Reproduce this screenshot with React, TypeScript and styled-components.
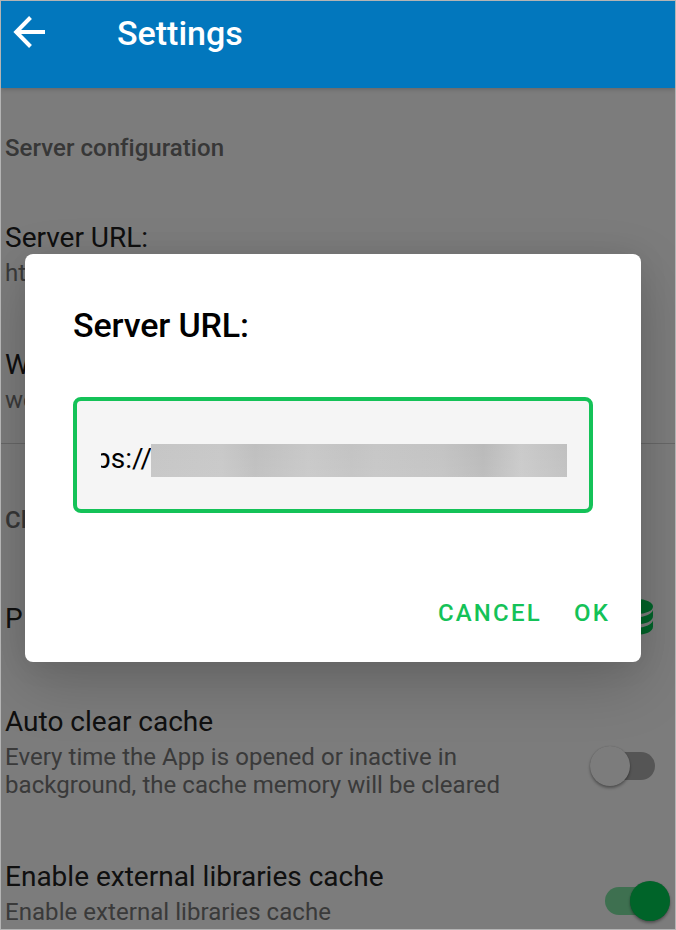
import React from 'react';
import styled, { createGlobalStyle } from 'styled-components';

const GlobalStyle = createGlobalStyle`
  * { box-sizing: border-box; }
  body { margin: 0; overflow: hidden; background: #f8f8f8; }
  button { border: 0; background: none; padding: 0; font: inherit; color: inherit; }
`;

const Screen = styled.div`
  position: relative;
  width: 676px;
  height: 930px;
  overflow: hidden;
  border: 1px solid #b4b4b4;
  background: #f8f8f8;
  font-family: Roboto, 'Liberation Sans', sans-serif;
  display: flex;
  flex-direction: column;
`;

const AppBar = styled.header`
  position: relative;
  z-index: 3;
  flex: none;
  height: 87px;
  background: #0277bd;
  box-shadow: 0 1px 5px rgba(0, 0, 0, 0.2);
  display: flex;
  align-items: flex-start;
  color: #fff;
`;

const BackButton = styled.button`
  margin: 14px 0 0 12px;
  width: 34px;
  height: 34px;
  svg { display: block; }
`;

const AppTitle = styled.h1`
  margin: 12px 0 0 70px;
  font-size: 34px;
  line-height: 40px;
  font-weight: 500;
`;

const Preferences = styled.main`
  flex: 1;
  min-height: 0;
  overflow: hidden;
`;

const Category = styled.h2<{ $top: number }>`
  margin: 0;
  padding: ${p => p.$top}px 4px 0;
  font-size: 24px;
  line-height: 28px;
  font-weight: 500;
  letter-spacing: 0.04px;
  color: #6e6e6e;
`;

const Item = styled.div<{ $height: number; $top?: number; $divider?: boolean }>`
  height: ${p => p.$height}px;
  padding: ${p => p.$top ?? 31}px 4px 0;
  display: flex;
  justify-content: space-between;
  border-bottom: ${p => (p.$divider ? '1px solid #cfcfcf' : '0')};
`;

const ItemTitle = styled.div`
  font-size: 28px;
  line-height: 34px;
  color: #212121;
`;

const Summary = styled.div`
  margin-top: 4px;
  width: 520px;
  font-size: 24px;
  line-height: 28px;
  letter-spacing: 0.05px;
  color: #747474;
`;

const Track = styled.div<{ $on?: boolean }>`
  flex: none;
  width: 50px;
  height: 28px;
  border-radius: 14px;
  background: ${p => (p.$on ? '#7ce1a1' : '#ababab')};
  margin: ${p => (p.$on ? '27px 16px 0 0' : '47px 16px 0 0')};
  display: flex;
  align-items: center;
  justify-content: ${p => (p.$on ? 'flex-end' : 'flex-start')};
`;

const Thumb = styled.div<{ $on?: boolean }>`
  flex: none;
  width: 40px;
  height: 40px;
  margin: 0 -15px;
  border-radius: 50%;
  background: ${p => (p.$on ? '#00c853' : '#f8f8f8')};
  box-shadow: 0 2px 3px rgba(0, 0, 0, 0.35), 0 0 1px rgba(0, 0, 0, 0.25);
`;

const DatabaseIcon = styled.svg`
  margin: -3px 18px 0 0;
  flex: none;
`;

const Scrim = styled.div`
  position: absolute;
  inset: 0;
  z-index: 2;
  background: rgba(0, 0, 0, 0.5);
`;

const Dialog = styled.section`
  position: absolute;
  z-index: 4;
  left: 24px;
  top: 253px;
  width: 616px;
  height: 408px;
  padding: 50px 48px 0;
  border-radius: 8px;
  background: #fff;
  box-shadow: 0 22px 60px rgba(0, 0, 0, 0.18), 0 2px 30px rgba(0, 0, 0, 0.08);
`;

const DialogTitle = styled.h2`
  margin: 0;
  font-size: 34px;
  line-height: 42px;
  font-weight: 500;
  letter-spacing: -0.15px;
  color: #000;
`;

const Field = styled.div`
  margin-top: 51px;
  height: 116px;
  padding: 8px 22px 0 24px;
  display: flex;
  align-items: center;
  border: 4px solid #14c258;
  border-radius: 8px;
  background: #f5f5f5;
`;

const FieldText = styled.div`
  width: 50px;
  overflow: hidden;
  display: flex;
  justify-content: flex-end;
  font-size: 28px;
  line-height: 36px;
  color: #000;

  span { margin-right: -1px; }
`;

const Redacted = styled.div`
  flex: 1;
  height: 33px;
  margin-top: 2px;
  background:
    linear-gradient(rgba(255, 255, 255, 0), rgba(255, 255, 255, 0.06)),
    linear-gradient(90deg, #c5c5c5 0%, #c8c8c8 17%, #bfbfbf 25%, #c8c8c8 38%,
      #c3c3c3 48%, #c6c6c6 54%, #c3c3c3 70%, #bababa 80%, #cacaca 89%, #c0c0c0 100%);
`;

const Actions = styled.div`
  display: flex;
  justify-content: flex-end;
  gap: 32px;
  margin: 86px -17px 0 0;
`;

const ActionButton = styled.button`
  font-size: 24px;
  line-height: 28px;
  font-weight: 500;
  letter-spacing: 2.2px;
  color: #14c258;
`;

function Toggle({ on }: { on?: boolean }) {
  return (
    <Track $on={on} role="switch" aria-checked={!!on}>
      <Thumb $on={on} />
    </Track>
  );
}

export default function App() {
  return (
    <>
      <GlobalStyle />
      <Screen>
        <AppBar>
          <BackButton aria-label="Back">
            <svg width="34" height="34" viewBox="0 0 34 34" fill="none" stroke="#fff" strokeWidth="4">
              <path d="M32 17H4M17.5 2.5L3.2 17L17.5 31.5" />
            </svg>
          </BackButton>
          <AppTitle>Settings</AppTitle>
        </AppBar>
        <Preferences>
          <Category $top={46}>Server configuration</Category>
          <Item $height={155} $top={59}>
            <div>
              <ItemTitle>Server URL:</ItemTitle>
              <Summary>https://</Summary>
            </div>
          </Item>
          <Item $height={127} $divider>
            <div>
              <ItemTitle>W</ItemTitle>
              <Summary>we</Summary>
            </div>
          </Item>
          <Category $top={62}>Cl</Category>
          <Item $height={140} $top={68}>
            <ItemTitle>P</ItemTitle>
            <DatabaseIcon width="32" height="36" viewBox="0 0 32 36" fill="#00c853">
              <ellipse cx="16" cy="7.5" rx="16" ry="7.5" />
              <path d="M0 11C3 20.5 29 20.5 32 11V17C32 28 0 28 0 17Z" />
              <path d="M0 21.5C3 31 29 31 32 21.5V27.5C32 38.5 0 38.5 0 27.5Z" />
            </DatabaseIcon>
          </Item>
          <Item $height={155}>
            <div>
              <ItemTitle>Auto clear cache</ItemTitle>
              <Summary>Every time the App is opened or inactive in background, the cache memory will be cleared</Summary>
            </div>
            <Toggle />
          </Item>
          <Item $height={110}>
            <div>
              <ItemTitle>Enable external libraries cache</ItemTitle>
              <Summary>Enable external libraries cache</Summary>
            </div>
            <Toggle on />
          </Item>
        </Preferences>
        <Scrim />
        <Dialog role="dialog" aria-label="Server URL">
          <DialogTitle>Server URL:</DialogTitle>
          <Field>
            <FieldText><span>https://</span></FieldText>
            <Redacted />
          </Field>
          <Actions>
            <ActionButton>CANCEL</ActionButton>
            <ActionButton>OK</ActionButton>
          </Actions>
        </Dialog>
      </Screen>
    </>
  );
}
——————————
EXERCISE AIM | Repeat the material above in full and exactly, omitting the pictures.

COMPLETE ANSWER |
Reproduce this screenshot with React, TypeScript and styled-components.
import React from 'react';
import styled, { createGlobalStyle } from 'styled-components';

const GlobalStyle = createGlobalStyle`
  * { box-sizing: border-box; }
  body { margin: 0; overflow: hidden; background: #f8f8f8; }
  button { border: 0; background: none; padding: 0; font: inherit; color: inherit; }
`;

const Screen = styled.div`
  position: relative;
  width: 676px;
  height: 930px;
  overflow: hidden;
  border: 1px solid #b4b4b4;
  background: #f8f8f8;
  font-family: Roboto, 'Liberation Sans', sans-serif;
  display: flex;
  flex-direction: column;
`;

const AppBar = styled.header`
  position: relative;
  z-index: 3;
  flex: none;
  height: 87px;
  background: #0277bd;
  box-shadow: 0 1px 5px rgba(0, 0, 0, 0.2);
  display: flex;
  align-items: flex-start;
  color: #fff;
`;

const BackButton = styled.button`
  margin: 14px 0 0 12px;
  width: 34px;
  height: 34px;
  svg { display: block; }
`;

const AppTitle = styled.h1`
  margin: 12px 0 0 70px;
  font-size: 34px;
  line-height: 40px;
  font-weight: 500;
`;

const Preferences = styled.main`
  flex: 1;
  min-height: 0;
  overflow: hidden;
`;

const Category = styled.h2<{ $top: number }>`
  margin: 0;
  padding: ${p => p.$top}px 4px 0;
  font-size: 24px;
  line-height: 28px;
  font-weight: 500;
  letter-spacing: 0.04px;
  color: #6e6e6e;
`;

const Item = styled.div<{ $height: number; $top?: number; $divider?: boolean }>`
  height: ${p => p.$height}px;
  padding: ${p => p.$top ?? 31}px 4px 0;
  display: flex;
  justify-content: space-between;
  border-bottom: ${p => (p.$divider ? '1px solid #cfcfcf' : '0')};
`;

const ItemTitle = styled.div`
  font-size: 28px;
  line-height: 34px;
  color: #212121;
`;

const Summary = styled.div`
  margin-top: 4px;
  width: 520px;
  font-size: 24px;
  line-height: 28px;
  letter-spacing: 0.05px;
  color: #747474;
`;

const Track = styled.div<{ $on?: boolean }>`
  flex: none;
  width: 50px;
  height: 28px;
  border-radius: 14px;
  background: ${p => (p.$on ? '#7ce1a1' : '#ababab')};
  margin: ${p => (p.$on ? '27px 16px 0 0' : '47px 16px 0 0')};
  display: flex;
  align-items: center;
  justify-content: ${p => (p.$on ? 'flex-end' : 'flex-start')};
`;

const Thumb = styled.div<{ $on?: boolean }>`
  flex: none;
  width: 40px;
  height: 40px;
  margin: 0 -15px;
  border-radius: 50%;
  background: ${p => (p.$on ? '#00c853' : '#f8f8f8')};
  box-shadow: 0 2px 3px rgba(0, 0, 0, 0.35), 0 0 1px rgba(0, 0, 0, 0.25);
`;

const DatabaseIcon = styled.svg`
  margin: -3px 18px 0 0;
  flex: none;
`;

const Scrim = styled.div`
  position: absolute;
  inset: 0;
  z-index: 2;
  background: rgba(0, 0, 0, 0.5);
`;

const Dialog = styled.section`
  position: absolute;
  z-index: 4;
  left: 24px;
  top: 253px;
  width: 616px;
  height: 408px;
  padding: 50px 48px 0;
  border-radius: 8px;
  background: #fff;
  box-shadow: 0 22px 60px rgba(0, 0, 0, 0.18), 0 2px 30px rgba(0, 0, 0, 0.08);
`;

const DialogTitle = styled.h2`
  margin: 0;
  font-size: 34px;
  line-height: 42px;
  font-weight: 500;
  letter-spacing: -0.15px;
  color: #000;
`;

const Field = styled.div`
  margin-top: 51px;
  height: 116px;
  padding: 8px 22px 0 24px;
  display: flex;
  align-items: center;
  border: 4px solid #14c258;
  border-radius: 8px;
  background: #f5f5f5;
`;

const FieldText = styled.div`
  width: 50px;
  overflow: hidden;
  display: flex;
  justify-content: flex-end;
  font-size: 28px;
  line-height: 36px;
  color: #000;

  span { margin-right: -1px; }
`;

const Redacted = styled.div`
  flex: 1;
  height: 33px;
  margin-top: 2px;
  background:
    linear-gradient(rgba(255, 255, 255, 0), rgba(255, 255, 255, 0.06)),
    linear-gradient(90deg, #c5c5c5 0%, #c8c8c8 17%, #bfbfbf 25%, #c8c8c8 38%,
      #c3c3c3 48%, #c6c6c6 54%, #c3c3c3 70%, #bababa 80%, #cacaca 89%, #c0c0c0 100%);
`;

const Actions = styled.div`
  display: flex;
  justify-content: flex-end;
  gap: 32px;
  margin: 86px -17px 0 0;
`;

const ActionButton = styled.button`
  font-size: 24px;
  line-height: 28px;
  font-weight: 500;
  letter-spacing: 2.2px;
  color: #14c258;
`;

function Toggle({ on }: { on?: boolean }) {
  return (
    <Track $on={on} role="switch" aria-checked={!!on}>
      <Thumb $on={on} />
    </Track>
  );
}

export default function App() {
  return (
    <>
      <GlobalStyle />
      <Screen>
        <AppBar>
          <BackButton aria-label="Back">
            <svg width="34" height="34" viewBox="0 0 34 34" fill="none" stroke="#fff" strokeWidth="4">
              <path d="M32 17H4M17.5 2.5L3.2 17L17.5 31.5" />
            </svg>
          </BackButton>
          <AppTitle>Settings</AppTitle>
        </AppBar>
        <Preferences>
          <Category $top={46}>Server configuration</Category>
          <Item $height={155} $top={59}>
            <div>
              <ItemTitle>Server URL:</ItemTitle>
              <Summary>https://</Summary>
            </div>
          </Item>
          <Item $height={127} $divider>
            <div>
              <ItemTitle>W</ItemTitle>
              <Summary>we</Summary>
            </div>
          </Item>
          <Category $top={62}>Cl</Category>
          <Item $height={140} $top={68}>
            <ItemTitle>P</ItemTitle>
            <DatabaseIcon width="32" height="36" viewBox="0 0 32 36" fill="#00c853">
              <ellipse cx="16" cy="7.5" rx="16" ry="7.5" />
              <path d="M0 11C3 20.5 29 20.5 32 11V17C32 28 0 28 0 17Z" />
              <path d="M0 21.5C3 31 29 31 32 21.5V27.5C32 38.5 0 38.5 0 27.5Z" />
            </DatabaseIcon>
          </Item>
          <Item $height={155}>
            <div>
              <ItemTitle>Auto clear cache</ItemTitle>
              <Summary>Every time the App is opened or inactive in background, the cache memory will be cleared</Summary>
            </div>
            <Toggle />
          </Item>
          <Item $height={110}>
            <div>
              <ItemTitle>Enable external libraries cache</ItemTitle>
              <Summary>Enable external libraries cache</Summary>
            </div>
            <Toggle on />
          </Item>
        </Preferences>
        <Scrim />
        <Dialog role="dialog" aria-label="Server URL">
          <DialogTitle>Server URL:</DialogTitle>
          <Field>
            <FieldText><span>https://</span></FieldText>
            <Redacted />
          </Field>
          <Actions>
            <ActionButton>CANCEL</ActionButton>
            <ActionButton>OK</ActionButton>
          </Actions>
        </Dialog>
      </Screen>
    </>
  );
}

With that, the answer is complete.